Stories like Lila and others we understood that why it is so important to take a moment and understand what business rates are and how they are calculated. It is about keeping your business sustainable.

How to Stay On Top of Business Rates

  • Mark reassessment dates in your calendar.
  • Sign up for updates from your local council or the VOA.
  • Review your rateable value every year.
  • Talk to an accountant or business advisor.

The UK government also offers a business rates calculator online, which is a great tool to estimate your potential bill. Just make sure you have your rateable value.

Conclusion

Business rates may seem like just another overhead, but when you understand how to work out business rates, they become less of a mystery and more of a manageable part of your financial planning.

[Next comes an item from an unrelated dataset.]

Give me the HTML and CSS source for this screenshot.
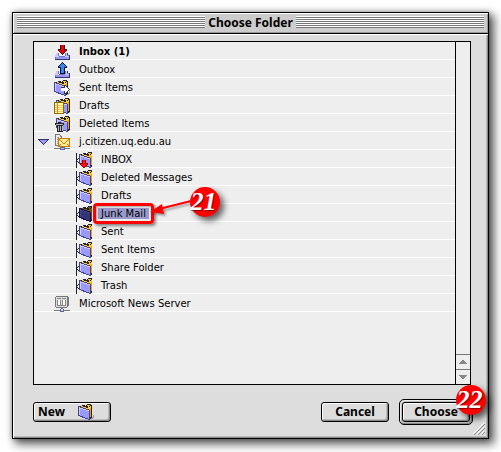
FILE: index.html
```html
<!DOCTYPE html>
<html lang="en">
<head>
<meta charset="utf-8">
<title>Choose Folder</title>
<link rel="stylesheet" href="styles.css">
</head>
<body>
<svg class="defs" aria-hidden="true">
  <symbol id="tray" viewBox="0 0 16 16">
    <path fill="#7777bb" d="M2 9h3v3h6V9h3v2h1v4H1v-4h1z"/>
    <path fill="#ccccff" d="M2 9h2v3h1v1h6v-1h1V9h1v3h2v1H1v-2h1z"/>
    <path fill="#9999ff" d="M2 13h13v2H2z"/>
    <path fill="#333366" d="M1 15h15v1H1zM15 11h1v5h-1zM13 9h1v2h-1z"/>
  </symbol>
  <symbol id="folder" viewBox="0 0 16 16">
    <path fill="#444" opacity=".4" d="M12 13h3v-2h1v3h-1v1h-3z"/>
    <path fill="#222" d="M2 2h2V1h3v1h1V1h1V0h4v1h1v13h-1v1h-2V6L2 3z"/>
    <path class="folder-paper" d="M3 2h2v1h3v1h2V2H9V1h3v1h1v2h-1v1h-2L3 3z"/>
    <path class="folder-edge" d="M12 4h1v9h-1v1h-1V5h1z"/>
    <path fill="#222" d="M5 2h1v1H5zM8 2h1v1H8zM11 2h1v1h-1z"/>
    <path class="folder-line" d="M0 2h2v1h3v1h3v1h3v1h1v10h-2v-1H7v-1H4v-1H2v-1H0z"/>
    <path class="folder-face" d="M1 3h1v1h3v1h3v1h3v9h-1v-1H7v-1H5v-1H2v-1H1z"/>
    <path class="folder-shine" d="M1 3h1v1h3v1h3v1h3v1H8V6H5V5H2v6H1z"/>
  </symbol>
  <symbol id="linked" viewBox="0 0 16 16">
    <use href="#folder" x="3" width="16" height="16"/>
    <path fill="#222" d="M0 1h1v15H0zM1 7h1v1H1zM2 6h1v1H2zM1 9h1v1H1zM2 10h1v1H2z"/>
  </symbol>
  <symbol id="server" viewBox="0 0 16 16">
    <path fill="#777" d="M1 1h1V0h12v1h1v9h-1v1h-1v1H2v-1H1z"/>
    <path fill="#ddd" d="M2 1h11v10H2z"/>
    <path fill="#888" d="M3 2h4v1H3zM8 2h4v1H8zM3 4h1v5H3zM6 4h1v5H6zM8 4h1v5H8zM11 4h1v5h-1zM3 9h9v1H3z"/>
    <path fill="#fff" d="M4 4h2v5H4zM9 4h2v5H9z"/>
    <path fill="#777" d="M7 12h2v1H7zM0 14h16v1H0z"/>
    <path fill="#666699" d="M6 13h4v3H6z"/><path fill="#ccccff" d="M7 13h2v2H7z"/>
  </symbol>
</svg>

<main class="window">
  <header class="titlebar">
    <span class="stripes"></span>
    <h1 class="title">Choose Folder</h1>
    <span class="stripes"></span>
  </header>

  <form class="content">
    <div class="pane">
      <ul class="tree">
        <li class="row row-unread">
          <svg class="icon" viewBox="0 0 16 16"><use href="#tray"/><path fill="#222" d="M6 1h5v4h2v2h-1v1h-1v1h-1v1H9v1H8v-1H7V9H6V8H5V7H4V5h2z"/><path fill="#e00" d="M7 1h3v5h2v1h-1v1h-1v1H9v1H8V9H7V8H6V7H5V6h2z"/></svg>
          <span>Inbox (1)</span>
        </li>
        <li class="row">
          <svg class="icon" viewBox="0 0 16 16"><use href="#tray"/><path fill="#113" d="M8 0h1v1h1v1h1v1h1v1h1v2h-2v6H6V6H4V4h1V3h1V2h1V1h1z"/><path fill="#3388ee" d="M8 1h1v1h1v1h1v1h1v1h-2v6H7V5H5V4h1V3h1V2h1z"/></svg>
          <span>Outbox</span>
        </li>
        <li class="row">
          <svg class="icon" viewBox="0 0 16 16"><use href="#folder" width="16" height="16"/><path fill="#335" d="M7 7h3V5h2v1h1v1h1v1h1v1h1v1h-1v1h-1v1h-1v1h-1v1h-2v-3H7z"/><path fill="#fff" d="M7 8h4V6h1v1h1v1h1v1h1v1h-1v1h-1v1h-1v1h-1v-2H7z"/></svg>
          <span>Sent Items</span>
        </li>
        <li class="row">
          <svg class="icon" viewBox="0 0 16 16"><use href="#folder" x="2" width="16" height="16"/><path fill="#996600" d="M0 4h10v12H0z"/><path fill="#ffffaa" d="M1 5h8v10H1z"/><path fill="#e8c860" d="M1 7h8v1H1zM1 9h8v1H1zM1 11h8v1H1zM1 13h8v1H1z"/><path fill="#e08030" d="M3 5h1v10H3z"/></svg>
          <span>Drafts</span>
        </li>
        <li class="row">
          <svg class="icon" viewBox="0 0 16 16"><use href="#folder" x="2" width="16" height="16"/><path fill="#222" d="M4 6h3v1h3v2H9v7H3V9H1V7h3z"/><path fill="#bbb" d="M2 8h7v1H2zM4 10h1v5H4zM6 10h1v5H6zM8 10h1v5H8z"/></svg>
          <span>Deleted Items</span>
        </li>
        <li>
          <div class="row">
            <button class="disclosure" type="button" aria-label="Collapse j.citizen.uq.edu.au" aria-expanded="true"><svg viewBox="0 0 11 7"><path fill="#333366" d="M0 0h11v1h-1v1H9v1H8v1H7v1H6v1H5V5H4V4H3V3H2V2H1V1H0z"/><path fill="#9999ff" d="M2 1h7v1H8v1H7v1H6v1H5V4H4V3H3V2H2z"/></svg></button>
            <svg class="icon" viewBox="0 0 16 16"><path fill="#777" d="M1 0h5v1h1v1h1v10H1z"/><path fill="#eee" d="M2 1h4v2h1v8H2z"/><path fill="#999" d="M3 3h2v1H3zM3 5h3v1H3zM3 7h2v1H3zM3 9h2v1H3z"/><path fill="#cc7700" d="M4 4h12v9H4z"/><path fill="#ffee99" d="M5 5h10v7H5z"/><path fill="#cc7700" d="M5 5h1v1h1v1h1v1h1v1h2V8h1V7h1V6h1V5h1v1h-1v1h-1v1h-1v1h-1v1H9V9H8V8H7V7H6V6H5zM5 11h1v-1h1v1H6v1H5zM13 10h1v1h1v1h-1v-1h-1z"/><path fill="#777" d="M0 14h16v1H0zM8 13h2v1H8z"/><path fill="#666699" d="M6 13h5v3H6z"/><path fill="#bbf" d="M7 14h3v1H7z"/></svg>
            <span>j.citizen.uq.edu.au</span>
          </div>
          <ul class="branch">
            <li class="row"><svg class="icon" viewBox="0 0 16 16"><use href="#linked"/><path fill="#900" d="M6 8h4v3h2v2h-1v1h-1v1H9v1H7v-1H6v-1H5v-1H4v-2h2z"/><path fill="#f11" d="M7 8h2v4h2v1h-1v1H9v1H7v-1H6v-1H5v-1h2z"/></svg><span>INBOX</span></li>
            <li class="row"><svg class="icon" viewBox="0 0 16 16"><use href="#linked"/></svg><span>Deleted Messages</span></li>
            <li class="row"><svg class="icon" viewBox="0 0 16 16"><use href="#linked"/></svg><span>Drafts</span></li>
            <li class="row row-selected" aria-current="true">
              <svg class="icon" viewBox="0 0 16 16"><use href="#linked"/></svg>
              <span class="selection">Junk Mail
                <span class="ring"></span>
                <svg class="arrow" viewBox="0 0 52 24" aria-hidden="true"><path fill="none" stroke="#f00" stroke-width="2" d="M46 5 10 14"/><path fill="#f00" d="M1 17 13 9 15 19z"/></svg>
                <b class="badge badge-step">21</b>
              </span>
            </li>
            <li class="row"><svg class="icon" viewBox="0 0 16 16"><use href="#linked"/></svg><span>Sent</span></li>
            <li class="row"><svg class="icon" viewBox="0 0 16 16"><use href="#linked"/></svg><span>Sent Items</span></li>
            <li class="row"><svg class="icon" viewBox="0 0 16 16"><use href="#linked"/></svg><span>Share Folder</span></li>
            <li class="row"><svg class="icon" viewBox="0 0 16 16"><use href="#linked"/></svg><span>Trash</span></li>
          </ul>
        </li>
        <li class="row">
          <svg class="icon" viewBox="0 0 16 16"><use href="#server"/></svg>
          <span>Microsoft News Server</span>
        </li>
      </ul>
      <div class="scrollbar">
        <button class="scroll" type="button" aria-label="Scroll up"><svg viewBox="0 0 8 4"><path d="M3 0h2v1h1v1h1v1h1v1H0V3h1V2h1V1h1z"/></svg></button>
        <button class="scroll" type="button" aria-label="Scroll down"><svg viewBox="0 0 8 4"><path d="M0 0h8v1H7v1H6v1H5v1H3V3H2V2H1V1H0z"/></svg></button>
      </div>
    </div>

    <footer class="actions">
      <button class="button button-new" type="button">New <svg class="icon" viewBox="0 0 16 16"><use href="#folder"/></svg></button>
      <button class="button button-cancel" type="button">Cancel</button>
      <div class="default">
        <button class="button button-choose" type="submit">Choose</button>
        <b class="badge badge-corner">22</b>
      </div>
    </footer>
  </form>
  <svg class="grip" viewBox="0 0 12 12" aria-hidden="true"><path stroke="#fff" d="M0 11 11 0M4 11l7-7M8 11l3-3"/><path stroke="#888" d="M1 12 12 1M5 12l7-7M9 12l3-3"/></svg>
</main>
</body>
</html>
```

FILE: styles.css
```css
* {
  box-sizing: border-box;
}

body {
  margin: 0;
  min-height: 100vh;
  padding: 12px 12px 13px;
  display: flex;
  background: #fff;
  color: #000;
  font: 10px/17px "DejaVu Sans", sans-serif;
}

ul {
  margin: 0;
  padding: 0;
  list-style: none;
}

button {
  margin: 0;
  padding: 0;
  border: 0;
  background: none;
  color: inherit;
}

svg {
  display: block;
  shape-rendering: crispEdges;
}

.defs {
  position: absolute;
  width: 0;
  height: 0;
}

.window {
  position: relative;
  flex: 1;
  min-width: 0;
  display: flex;
  flex-direction: column;
  border: 1px solid #000;
  background: #ddd;
  box-shadow: 4px 4px 9px 1px rgba(0, 0, 0, .65), 0 0 5px rgba(0, 0, 0, .3);
}

.titlebar {
  height: 21px;
  padding: 3px 4px;
  display: flex;
  gap: 3px;
  background: #ccc;
  border-bottom: 1px solid #000;
  box-shadow: inset 1px 1px #fff, inset -1px -1px #999;
}

.stripes {
  flex: 1;
  height: 12px;
  background: repeating-linear-gradient(#fff 0 1px, #777 1px 2px);
}

.title {
  margin: 0;
  font: bold 12px/14px "Noto Sans", sans-serif;
}

.content {
  flex: 1;
  display: flex;
  flex-direction: column;
  padding: 7px 17px 13px 20px;
  box-shadow: inset 1px 1px #fff, inset -1px -1px #888, inset -2px -2px #bbb;
}

.pane {
  flex: 1;
  display: flex;
  border: 1px solid #000;
  background: #eee;
}

.tree {
  flex: 1;
}

.row {
  --face: #9999ff;
  --shine: #ccccff;
  --line: #444488;
  --paper: #ffcc33;
  --edge: #ff9900;
  height: 18px;
  padding: 2px 0 0 20px;
  display: flex;
  align-items: center;
  gap: 9px;
  border-bottom: 1px solid #fff;
  position: relative;
  line-height: 15px;
}

.row-unread {
  font-weight: bold;
}

.row-selected {
  --face: #333377;
  --shine: #444488;
  --line: #111144;
  --paper: #775511;
  --edge: #884400;
}

.folder-face {
  fill: var(--face, #9999ff);
}

.folder-shine {
  fill: var(--shine, #ccccff);
}

.folder-line {
  fill: var(--line, #444488);
}

.folder-paper {
  fill: var(--paper, #ffcc33);
}

.folder-edge {
  fill: var(--edge, #ff9900);
}

.branch .row {
  padding-left: 42px;
}

.icon {
  flex: none;
  width: 16px;
  height: 16px;
}

.disclosure {
  position: absolute;
  left: 4px;
  top: 7px;
  width: 11px;
  height: 7px;
}

.selection {
  position: relative;
  margin-left: -3px;
  padding: 0 3px;
  background: #9999cc;
  line-height: 11px;
}

.ring {
  position: absolute;
  inset: -5px;
  border: 3px solid #f00;
  border-radius: 4px;
  box-shadow: 2px 2px 3px rgba(0, 0, 0, .45), inset 1px 1px 2px rgba(0, 0, 0, .3);
}

.arrow {
  position: absolute;
  left: 100%;
  top: -13px;
  width: 52px;
  height: 24px;
  shape-rendering: auto;
  filter: drop-shadow(2px 2px 1px rgba(0, 0, 0, .35));
}

.badge {
  position: absolute;
  z-index: 1;
  width: 30px;
  height: 30px;
  border-radius: 50%;
  background: #f00;
  color: #fff;
  font: italic bold 26px/30px "Liberation Serif", serif;
  text-align: center;
  text-indent: -3px;
  text-shadow: 1px 1px 1px rgba(0, 0, 0, .5);
  box-shadow: 4px 4px 6px rgba(0, 0, 0, .6);
}

.badge-step {
  left: 92px;
  top: -21px;
}

.scrollbar {
  width: 15px;
  display: flex;
  flex-direction: column;
  justify-content: flex-end;
  border-left: 1px solid #000;
}

.scroll {
  height: 15px;
  display: flex;
  align-items: center;
  justify-content: center;
  border-top: 1px solid #777;
  fill: #888;
}

.scroll svg {
  width: 8px;
  height: 4px;
}

.actions {
  display: flex;
  align-items: center;
  gap: 10px;
  margin-right: -2px;
  padding-top: 14px;
}

.button {
  height: 20px;
  border: 1px solid #000;
  border-radius: 3px;
  background: #ddd;
  box-shadow: inset 1px 1px #fff, inset -1px -1px #888, inset -2px -2px #bbb;
  font: bold 12px/16px "Noto Sans", sans-serif;
}

.button-new {
  width: 78px;
  margin-right: auto;
  padding-left: 4px;
  display: flex;
  align-items: center;
  gap: 13px;
}

.button-cancel {
  width: 68px;
}

.default {
  position: relative;
  padding: 2px;
  border: 1px solid #000;
  border-radius: 5px;
  background: #bbb;
  box-shadow: inset 1px 1px #eee, inset -1px -1px #888;
}

.button-choose {
  display: block;
  width: 68px;
}

.badge-corner {
  right: -14px;
  top: -15px;
}

.grip {
  position: absolute;
  right: 3px;
  bottom: 3px;
  width: 12px;
  height: 12px;
  shape-rendering: auto;
}
```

As a business owner, you already handle a hundred things a day. Taking the time to understand this one thing could save you thousands or at least give you peace of mind.

Remember that it’s not about becoming a tax expert. It’s about asking the right questions, knowing where to look and realizing that support is available. You work hard to keep your business going. Your tax bill shouldn’t stand in the way of your success.

FAQs

1. How often do business rates change?

Business rates are usually reassessed every five years by the Valuation Office Agency (VOA). Adjustments can occur sooner if you make significant changes to the property.

2. Do I have to pay business rates if I work from home?

If you’re using part of your home for business purposes, you might need to pay the business rates. But if it’s just a home office, you won’t.

3. Can I appeal my business rates?

Yes. If you believe your rateable value is too high or incorrect, you can submit a challenge to the VOA. You’ll need to provide evidence and the process can take some time. Many businesses have successfully reduced their bills this way.

4. Is there any help for new businesses starting out?

New or small businesses may qualify for relief schemes, especially if their rateable value is below £15,000. It’s worth contacting your local council or checking the VOA site to see what support is available during your first year.